Great job, internet. Remember all that shit-talking you did about almonds sucking up too much of California’s drought-plagued water? Now the price of almonds is way down, and people just aren’t grabbing America’s nuts like they used to, causing serious damage to the industry.

It wasn’t only a bad reputation that hurt almonds. Farmers got whipped into a planting frenzy that ended up flooding the market with too many nuts. Now, the price per nut has plummeted, causing the state to lose about $1.8 billion. Farmers admit they’re probably to blame, according to a report that aired on NPR:

“We probably pushed the price up too high,” says Darren Rigg.

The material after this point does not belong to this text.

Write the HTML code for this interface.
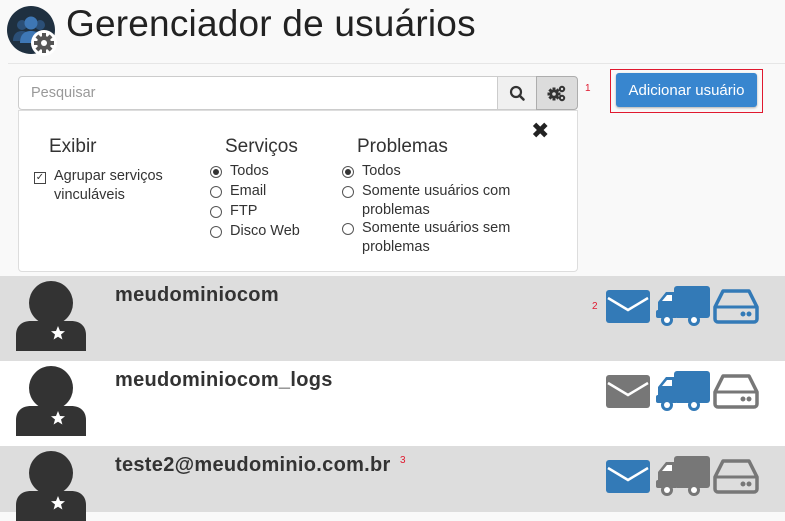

He handles over 50 million pounds of nuts with Meridian Growers in Tulare, Calif.

“It killed off demand, and people at a certain point, they just don’t buy,” Rigg says. “We’re probably coming back into an equilibrium point, but we possibly have overcorrected as well.”

Why was the United States growing so many almonds in the first place? We have to go back to the counterintuitive reason for why almonds thrived in an age of water scarcity: Because of the drought, almonds were so financially lucrative that it made sense for farmers to plant more of them, even with the extra water factored in. As Valley Public Radio reports, farmers have been tearing out other crops to make way for almond trees, which resulted in the glut of nuts. This started happening long before the drought, by the way, so some of these almond trees have yet to mature—so even more almonds are on the way.

The other big problem is that the almond industry is built on a precarious economic premise. It banks on the fact that people in other countries like China and India will pay top dollar for America’s nuts. That turned out to be not as true in 2015 as it was in 2014, and the market flooded, resulting in a plunging price per pound.

As Gizmodo’s Esther Inglis-Arkell, pointed out to me, this is also the same kind of thing that happened when the price of wheat skyrocketed nealry a century ago. The price of wheat went up, so farmers planted more wheat to make big bucks. That sent prices way down, which meant farmers had to produce even more wheat to make money, which pushed the price down even more. Of course, farmers ended up abandoning their crops, and that’s how we ended up with the Dust Bowl. Let’s hope the Great Almond Crash doesn’t have the same effect.

On the other hand, some forward-looking farmers have already given up on almonds entirely and are planting solar panels instead.